If you need extra help (like me) you can then document all your spending in the spreadsheet each week to work out whether you are over or under budget.
Here’s an example. Feel free to steal! Just tap in your numbers and it calculates everything for you. It’s a dream. (Remember to copy it into a new doc though or I’ll be privy to your private info – ooh err). Ps – those numbers in there are in no way reflective of my paltry earnings.
All I know is that it kept me on track and also let me play around with how much I could save. On months where I felt more flush I upped the savings level in my outgoings column. On months were things were tight I dialled it down.
It also gave me a cold hard look at my spending habits. When you’re writing it all down there really is nowhere to hide.
Take it from me, there’s no wake-up call like insisting you’ve been a victim of credit card fraud only to find out that, actually, no one has robbed you – you just spent FIVE HUNDRED pounds in pret on hungover cheese and tomato croissants in the course of one month.
Don’t go wild on payday
For me my life used to follow this slightly vicious cycle.
A week before payday: total and utter misery of cold war standards. Scraping together meals with the odds and ends of shit in the back of the freezer and cupboards. Baked beans and rice anyone? Berating self for lack of control and full of good intentions for next month’s pay check. Avoiding social engagements like the plague unless being paid for by work.
PAYDAY: Callooh Callay joyous day. Suddenly have cash and am filled with Joie de Vivre and the (frankly incorrect) idea that I am now some sort of Russian Ogliarch and the very idea of budgeting is absolutely insulting. Go out for work drinks and get absolutely bat shit. Find yourself at bar ordering espresso martinis and jaeger bombs with Andy from accounts who you’ve never spoken to before but now think you might possibly shag if given half the chance. Why why why.
Day after payday: Fuck.
Two days after payday: Why, Why, Why – hangover still not subsided. Vague memory of leaning over the bar with your debit card and saying ‘I got this babe’ to accounts Andy. Pay rent, bills, credit card and transfer those overdue bits of cash to people for various birthday presents, hen do’s, wedding presents (STOP IT EVERYONE) etc. Realise have two hundred pounds to get you to next paycheck.
This is everything that is both gloriously right and hideously wrong with pay day Friday. The excitement is far too much and unless you have willpower of steel you will definitely spend more than intended.
So what can you do to combat this aside from skipping the pay day drinks altogether (might as well just be dead).
I found that immediately transferring all my pay into a savings account save for my budget for the evening really helped. Sure sometimes I’d find myself swaying on a pavement with one eye open jabbing at my online banking to pop over some more cash but more often than not it was the deterrent I needed.
Just try not to kid yourself that you are some insane millionaire just because it’s payday. Don’t buy everyone who breathes on you a drink.
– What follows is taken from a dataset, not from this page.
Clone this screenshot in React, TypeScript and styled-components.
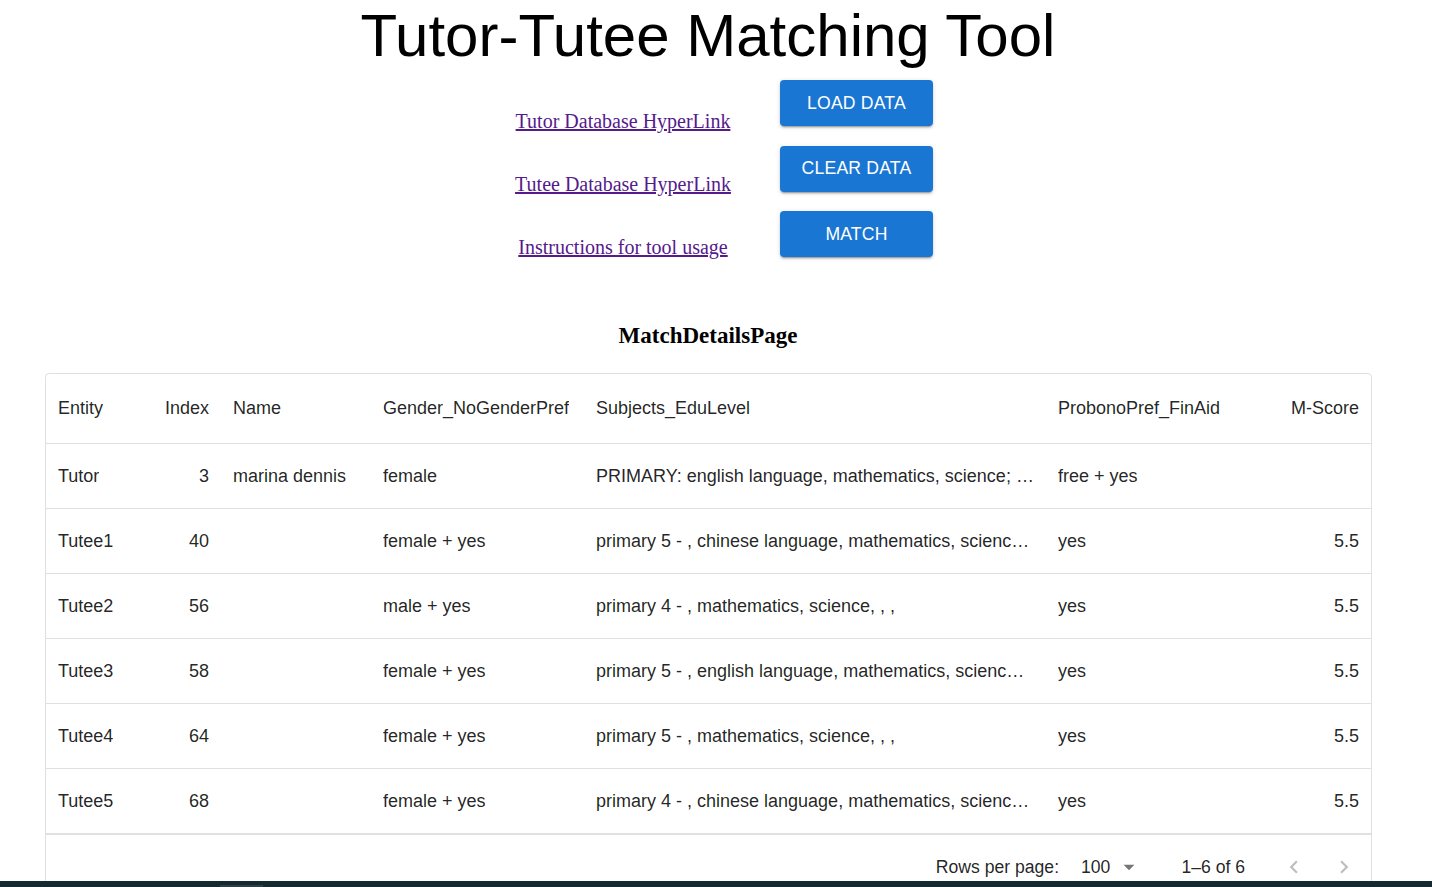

Remember – it’s their pay day too.
Choose one thing you can live without
Saving can feel wholly overwhelming until you remember that small sacrifices can add up to a lot.
Trying to save 500 pounds a month might seem impossible. But giving up your daily coffee in favour of making one in the office might seem much more realistic.
Equally maybe you could ditch your gym membership and run outside instead, or start walking or cycling to work instead of buying that eye watering monthly tube pass. Whatever you can cut out without missing it too much – just do it. It’s free money in your pocket.
Use helpful apps
There are literally hundreds of apps out there that can help you set budgets, track your spending, save without noticing etc. So just find the one that’s right for you.
My friends in particular laud the Monzo card – where you can top up your balance, control and track your spending and also it’s pink.
I also liked Daily Budget – the app that calculates how much you need to spend in order to save.
Depressingly little, in case you were wondering.
Keep the big goal in mind
Scrimping and saving is boring. Full stop.
So every time I felt like I just wanted to run into topshop and buy the nearest feathery monstrosity I could lay my hands on I just closed my eyes and thought about half naked men on surf boards.
Le Grande Motivator my friends.
And honestly, every time I see one I think – yep totally worth it.